One of the popular method used for Model Order Reduction (MOR) of non-linear Partial Differential Equations (PDEs) is the Proper Orthogonal Decomposition (POD) with Galerkin Projection (GP). The POD – GP method finds the optimal subspace in L2 sense that encapsulates the system’s dynamics and projects the governing PDE in this subspace. This method finds utility in large classes of problems. However, advection dominated PDEs require a large number of dimensions, or modes, to encapsulate the system dynamics properly. Therefore, the POD – GP method is observed to fail for advection dominated PDEs due to truncation of the higher modes. Often the alternative approach used for advection dominated PDEs are non-linear MOR, which are frequently based on Deep Learning methods and lack explainability. In this thesis work, we formulate a method that combines a coupled linear and non-linear MOR, such that it overcomes the issue of POD – GP while still retaining the formulation. In the proposed POD – CAE projection method, the first few POD modes are used for GP while the truncated modes are projected using CAE and are progressed using an LSTM model.

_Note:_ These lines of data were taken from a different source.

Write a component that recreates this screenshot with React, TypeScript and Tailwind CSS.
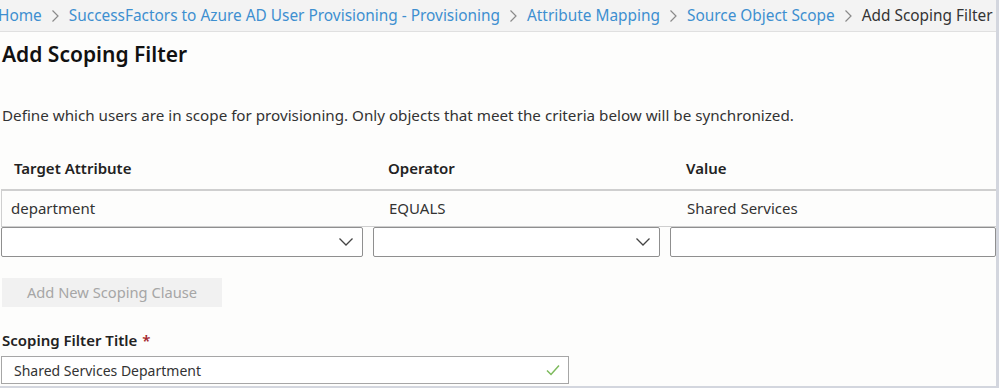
import React from "react";

const crumbs = [
  "SuccessFactors to Azure AD User Provisioning - Provisioning",
  "Attribute Mapping",
  "Source Object Scope",
];

const Chevron = () => (
  <svg width="16" height="10" viewBox="0 0 16 10" fill="none">
    <path d="M1.5 1.5 L8 8 L14.5 1.5" stroke="#444" strokeWidth="1.3" />
  </svg>
);

const Sep = () => (
  <svg width="9" height="14" viewBox="0 0 9 14" fill="none" className="mx-[9px]">
    <path d="M1.5 1.5 L7 7 L1.5 12.5" stroke="#8a8a8a" strokeWidth="1.2" />
  </svg>
);

const App: React.FC = () => {
  return (
    <div
      className="w-[999px] h-[388px] overflow-hidden bg-[#fdfdfc] text-[#2b2b2b] flex flex-col border-r-[3px] border-b-2 border-[#d3d6de]"
      style={{ fontFamily: '"Noto Sans", "Open Sans", sans-serif' }}
    >
      <div className="h-[32px] shrink-0 bg-[#f3f3f3] border-b border-[#e0e0e0] flex items-center text-[15.4px] whitespace-nowrap -ml-[2px]">
        <span className="text-[#3d8fd0]">Home</span>
        {crumbs.map((c) => (
          <React.Fragment key={c}>
            <Sep />
            <span className="text-[#3d8fd0]">{c}</span>
          </React.Fragment>
        ))}
        <Sep />
        <span className="text-[#333]">Add Scoping Filter</span>
      </div>

      <div className="h-[46px] shrink-0 flex items-center pl-[2px] text-[21px] font-semibold text-[#111]">
        Add Scoping Filter
      </div>

      <div className="mt-[18px] h-[38px] shrink-0 flex items-center pl-[2px] text-[15.2px] text-[#333] whitespace-nowrap">
        Define which users are in scope for provisioning. Only objects that meet the criteria below will be synchronized.
      </div>

      <div className="mt-[13px] h-[42px] shrink-0 grid grid-cols-[374px_299px_1fr] items-center text-[15px] font-semibold text-[#222]">
        <div className="pl-[14px]">Target Attribute</div>
        <div className="pl-[14px]">Operator</div>
        <div className="pl-[13px]">Value</div>
      </div>

      <div className="ml-[1px] h-[38px] shrink-0 border-t-2 border-l border-b border-[#cfcfcf] grid grid-cols-[373px_299px_1fr] items-center text-[15px] text-[#333]">
        <div className="pl-[9px]">department</div>
        <div className="pl-[14px]">EQUALS</div>
        <div className="pl-[13px]">Shared Services</div>
      </div>

      <div className="ml-[1px] flex gap-[10px] h-[30px] shrink-0">
        <div className="w-[362px] border border-[#8f8f8f] rounded-[2px] flex items-center justify-end pr-[8px] bg-white">
          <Chevron />
        </div>
        <div className="w-[287px] border border-[#8f8f8f] rounded-[2px] flex items-center justify-end pr-[8px] bg-white">
          <Chevron />
        </div>
        <div className="flex-1 border border-[#8f8f8f] rounded-[2px] bg-white" />
      </div>

      <div className="mt-[21px] ml-[2px] w-[220px] h-[29px] shrink-0 bg-[#f1f1f1] text-[#a6a6a6] text-[14.7px] flex items-center justify-center">
        Add New Scoping Clause
      </div>

      <div className="mt-[23px] h-[20px] shrink-0 flex items-center pl-[2px] text-[15px] font-semibold text-[#222]">
        Scoping Filter Title <span className="ml-[5px] text-[#a4262c]">*</span>
      </div>

      <div className="mt-[6px] ml-[1px] w-[568px] h-[28px] shrink-0 border border-[#a6a6a6] flex items-center justify-between pl-[12px] pr-[8px] text-[14px] text-[#333] bg-white">
        <span>Shared Services Department</span>
        <svg width="14" height="12" viewBox="0 0 14 12" fill="none">
          <path d="M1 6.5 L5 10.5 L13 1.5" stroke="#7dba5c" strokeWidth="1.5" />
        </svg>
      </div>
    </div>
  );
};

export default App;
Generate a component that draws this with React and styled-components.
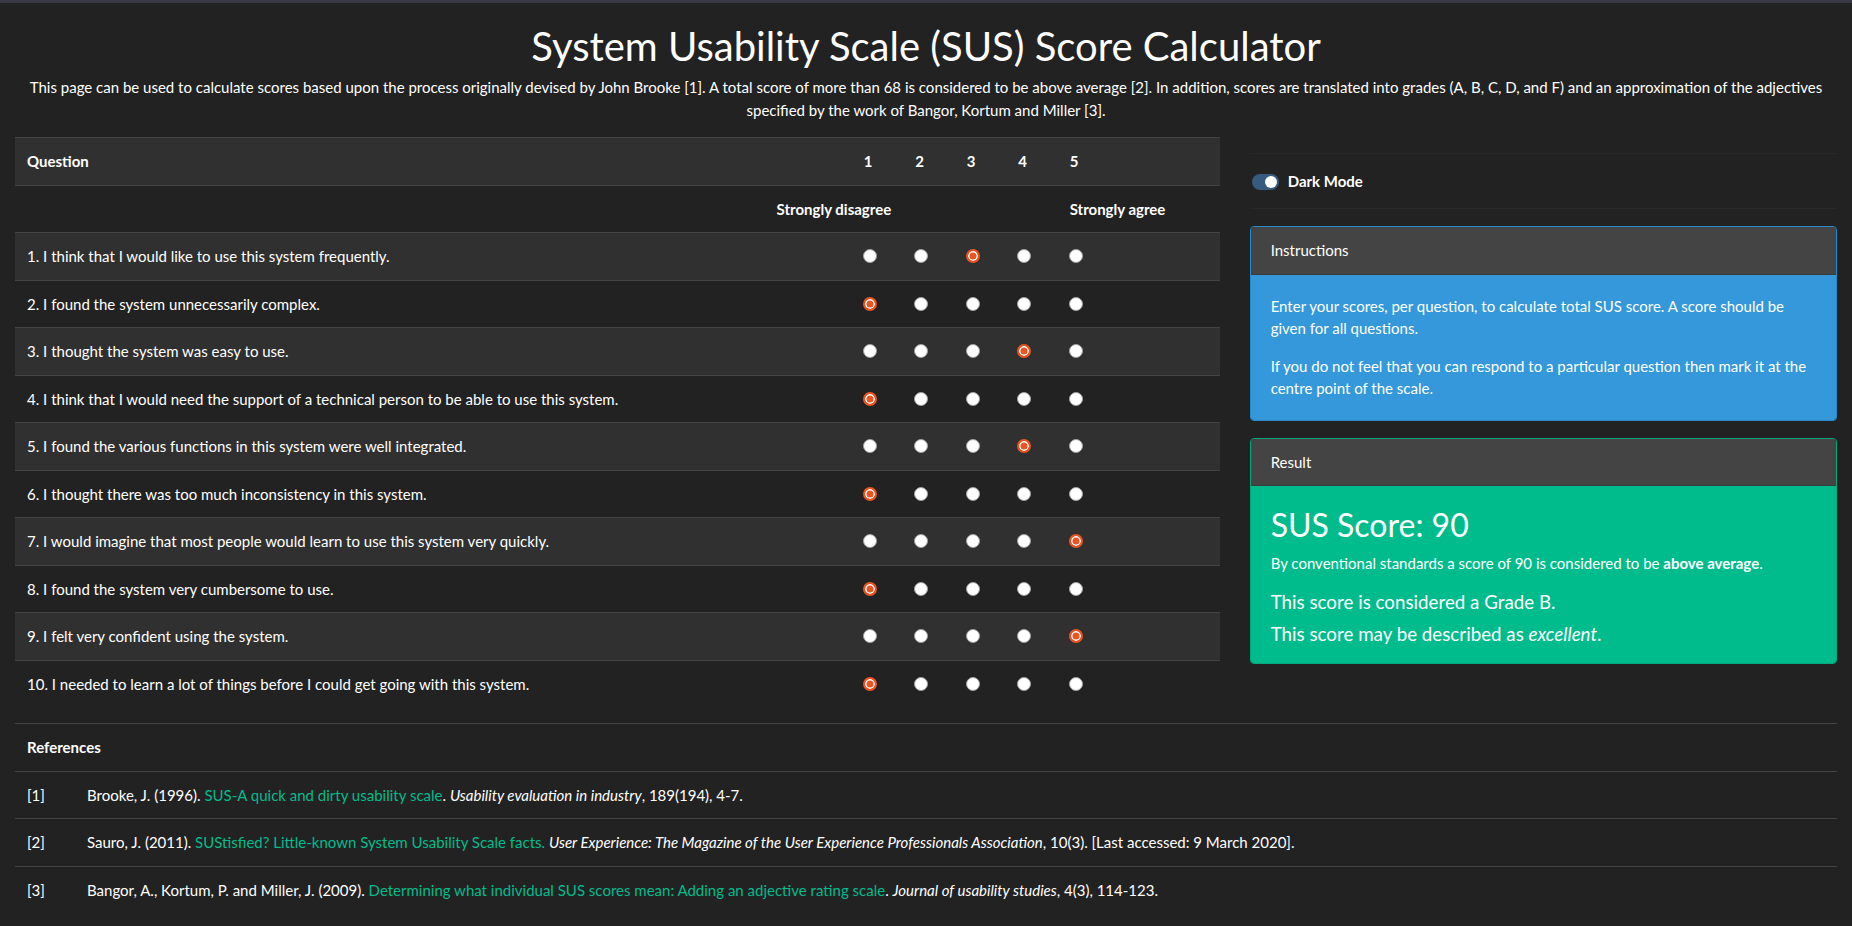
import React, { useState } from "react";
import styled, { createGlobalStyle } from "styled-components";

const GlobalStyle = createGlobalStyle`
  html, body {
    margin: 0;
    padding: 0;
    background: #222;
    overflow: hidden;
  }
  body {
    color: #fff;
    font-family: Lato, "Open Sans", sans-serif;
    font-size: 15px;
    line-height: 1.5;
  }
  * { box-sizing: border-box; }
`;

const questions = [
  "I think that I would like to use this system frequently.",
  "I found the system unnecessarily complex.",
  "I thought the system was easy to use.",
  "I think that I would need the support of a technical person to be able to use this system.",
  "I found the various functions in this system were well integrated.",
  "I thought there was too much inconsistency in this system.",
  "I would imagine that most people would learn to use this system very quickly.",
  "I found the system very cumbersome to use.",
  "I felt very confident using the system.",
  "I needed to learn a lot of things before I could get going with this system.",
];

const COLS = "1fr repeat(5, 51.5px) 110.5px";

const gradeFor = (s) => {
  if (s > 90) return "A";
  if (s > 80) return "B";
  if (s > 68) return "C";
  if (s > 51) return "D";
  return "F";
};

const adjectiveFor = (s) => {
  if (s >= 85.5) return "excellent";
  if (s >= 72.75) return "good";
  if (s >= 52) return "ok";
  if (s >= 39) return "poor";
  return "awful";
};

export default function App() {
  const [answers, setAnswers] = useState([3, 1, 4, 1, 4, 1, 5, 1, 5, 1]);
  const [dark, setDark] = useState(true);

  const score =
    answers.reduce((sum, a, i) => sum + (i % 2 === 0 ? a - 1 : 5 - a), 0) *
    2.5;

  const pick = (q, v) => {
    const next = [...answers];
    next[q] = v;
    setAnswers(next);
  };

  return (
    <>
      <GlobalStyle />
      <TopBar />
      <Page>
        <Title>System Usability Scale (SUS) Score Calculator</Title>
        <Intro>
          This page can be used to calculate scores based upon the process
          originally devised by John Brooke [1]. A total score of more than 68
          is considered to be above average [2]. In addition, scores are
          translated into grades (A, B, C, D, and F) and an approximation of
          the adjectives specified by the work of Bangor, Kortum and Miller [3].
        </Intro>

        <Columns>
          <MainCol>
            <QuestionTable>
              <QRow $shade>
                <Cell $bold>Question</Cell>
                {[1, 2, 3, 4, 5].map((n) => (
                  <Cell key={n} $bold>
                    {n}
                  </Cell>
                ))}
                <Cell />
              </QRow>
              <QRow>
                <Cell $bold $span={2} $align="right">
                  Strongly disagree
                </Cell>
                <Cell $span={3} />
                <Cell $bold $span={2}>
                  Strongly agree
                </Cell>
              </QRow>
              {questions.map((q, i) => (
                <QRow key={i} $shade={i % 2 === 0}>
                  <Cell>
                    {i + 1}. {q}
                  </Cell>
                  {[1, 2, 3, 4, 5].map((v) => (
                    <Cell key={v} $center>
                      <Radio
                        type="radio"
                        name={"q" + i}
                        checked={answers[i] === v}
                        onChange={() => pick(i, v)}
                      />
                    </Cell>
                  ))}
                  <Cell />
                </QRow>
              ))}
            </QuestionTable>
          </MainCol>

          <SideCol>
            <ToggleRow>
              <Switch>
                <input
                  type="checkbox"
                  checked={dark}
                  onChange={() => setDark(!dark)}
                />
                <Track $on={dark} />
                Dark Mode
              </Switch>
            </ToggleRow>

            <Card $border="#2d88c8">
              <CardHeader>Instructions</CardHeader>
              <CardBody $bg="#3498db">
                <CardText>
                  Enter your scores, per question, to calculate total SUS
                  score. A score should be given for all questions.
                </CardText>
                <CardText>
                  If you do not feel that you can respond to a particular
                  question then mark it at the centre point of the scale.
                </CardText>
              </CardBody>
            </Card>

            <Card $border="#00a87d">
              <CardHeader>Result</CardHeader>
              <CardBody $bg="#00bc8c" $top="21px" $bottom="17px">
                <Score>SUS Score: {score}</Score>
                <Verdict>
                  By conventional standards a score of {score} is considered to
                  be <b>{score > 68 ? "above average" : "below average"}</b>.
                </Verdict>
                <Lead>This score is considered a Grade {gradeFor(score)}.</Lead>
                <Lead>
                  This score may be described as <i>{adjectiveFor(score)}</i>.
                </Lead>
              </CardBody>
            </Card>
          </SideCol>
        </Columns>

        <RefTable>
          <RefRow>
            <Cell $bold $span={2}>
              References
            </Cell>
          </RefRow>
          <RefRow>
            <Cell>[1]</Cell>
            <Cell>
              Brooke, J. (1996). <Link href="#">SUS-A quick and dirty usability scale</Link>.{" "}
              <i>Usability evaluation in industry</i>, 189(194), 4-7.
            </Cell>
          </RefRow>
          <RefRow>
            <Cell>[2]</Cell>
            <Cell>
              Sauro, J. (2011).{" "}
              <Link href="#">SUStisfied? Little-known System Usability Scale facts.</Link>{" "}
              <i>
                User Experience: The Magazine of the User Experience
                Professionals Association
              </i>
              , 10(3). [Last accessed: 9 March 2020].
            </Cell>
          </RefRow>
          <RefRow>
            <Cell>[3]</Cell>
            <Cell>
              Bangor, A., Kortum, P. and Miller, J. (2009).{" "}
              <Link href="#">
                Determining what individual SUS scores mean: Adding an
                adjective rating scale
              </Link>
              . <i>Journal of usability studies</i>, 4(3), 114-123.
            </Cell>
          </RefRow>
        </RefTable>
      </Page>
    </>
  );
}

const TopBar = styled.div`
  height: 3px;
  background: #383846;
`;

const Page = styled.div`
  padding: 0 15px;
`;

const Title = styled.h1`
  margin: 19px 0 6px;
  font-size: 40px;
  font-weight: 400;
  line-height: 48px;
  text-align: center;
`;

const Intro = styled.p`
  margin: 0 0 16px;
  text-align: center;
`;

const Columns = styled.div`
  display: flex;
  margin: 0 -15px;
`;

const MainCol = styled.div`
  flex: 0 0 66.6667%;
  max-width: 66.6667%;
  padding: 0 15px;
`;

const SideCol = styled.div`
  flex: 0 0 33.3333%;
  max-width: 33.3333%;
  padding: 16px 15px 0;
`;

const QuestionTable = styled.div`
  margin-bottom: 16px;
`;

const QRow = styled.div`
  display: grid;
  grid-template-columns: ${COLS};
  border-top: 1px solid #444;
  background: ${(p) => (p.$shade ? "#303030" : "transparent")};
`;

const Cell = styled.div`
  padding: 12px;
  min-height: 46.5px;
  font-weight: ${(p) => (p.$bold ? 700 : 400)};
  text-align: ${(p) => p.$align || "left"};
  grid-column: ${(p) => (p.$span ? `span ${p.$span}` : "auto")};
  display: ${(p) => (p.$center ? "flex" : "block")};
  align-items: center;
`;

const Radio = styled.input`
  appearance: none;
  margin: 0 0 0 -1px;
  width: 14px;
  height: 14px;
  border-radius: 50%;
  border: 1px solid #a0a0a0;
  background: #fff;
  cursor: pointer;

  &:checked {
    border: 2px solid #e95420;
    background: #e95420;
    box-shadow: inset 0 0 0 1.5px #fff;
  }
`;

const ToggleRow = styled.div`
  height: 56px;
  display: flex;
  align-items: center;
  padding: 1px 0 0 2px;
  border-top: 1px solid #282828;
  border-bottom: 1px solid #282828;
  margin-bottom: 17px;
`;

const Switch = styled.label`
  display: flex;
  align-items: center;
  gap: 9px;
  font-weight: 700;
  cursor: pointer;

  input {
    display: none;
  }
`;

const Track = styled.span`
  position: relative;
  width: 27px;
  height: 16px;
  border-radius: 8px;
  background: ${(p) => (p.$on ? "#375a7f" : "#555")};

  &::after {
    content: "";
    position: absolute;
    top: 2px;
    left: ${(p) => (p.$on ? "13px" : "2px")};
    width: 12px;
    height: 12px;
    border-radius: 50%;
    background: #fff;
  }
`;

const Card = styled.div`
  border: 1px solid ${(p) => p.$border};
  border-radius: 4px;
  overflow: hidden;
  margin-bottom: 17px;
`;

const CardHeader = styled.div`
  background: #444;
  padding: 12px 20px;
  border-bottom: 1px solid rgba(0, 0, 0, 0.125);
`;

const CardBody = styled.div`
  background: ${(p) => p.$bg};
  padding: ${(p) => p.$top || "20px"} 20px ${(p) => p.$bottom || "20px"};
`;

const CardText = styled.p`
  margin: 0 0 15px;
  &:last-child {
    margin-bottom: 0;
  }
`;

const Score = styled.h2`
  margin: 0 0 9px;
  font-size: 32px;
  font-weight: 400;
  line-height: 36px;
`;

const Verdict = styled.p`
  margin: 0 0 14px;
`;

const Lead = styled.p`
  margin: 0 0 7px;
  font-size: 18.75px;
  line-height: 25px;
  &:last-child {
    margin-bottom: 0;
  }
`;

const RefTable = styled.div``;

const RefRow = styled.div`
  display: grid;
  grid-template-columns: 60px 1fr;
  border-top: 1px solid #444;
`;

const Link = styled.a`
  color: #00bc8c;
  text-decoration: none;
`;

We show that this formulation provides the linear MOR with necessary information about the dynamics of the truncated modes through coupling between the two models. We apply the POD – CAE formulation to solve the Burgers’ equation and radiative heat equation to demonstrate the capability, flexibility, and explainability of the proposed formulation. Our results show that the formulation is able to tackle the challenges faced by the POD – GP method. Additionally, examining the low dimensional space allows the user to isolate the sources of error in the method, thereby providing explainability.

Keywords: Non-Linear Model Order Reduction, Proper Orthogonal Decomposition, POD — CAE.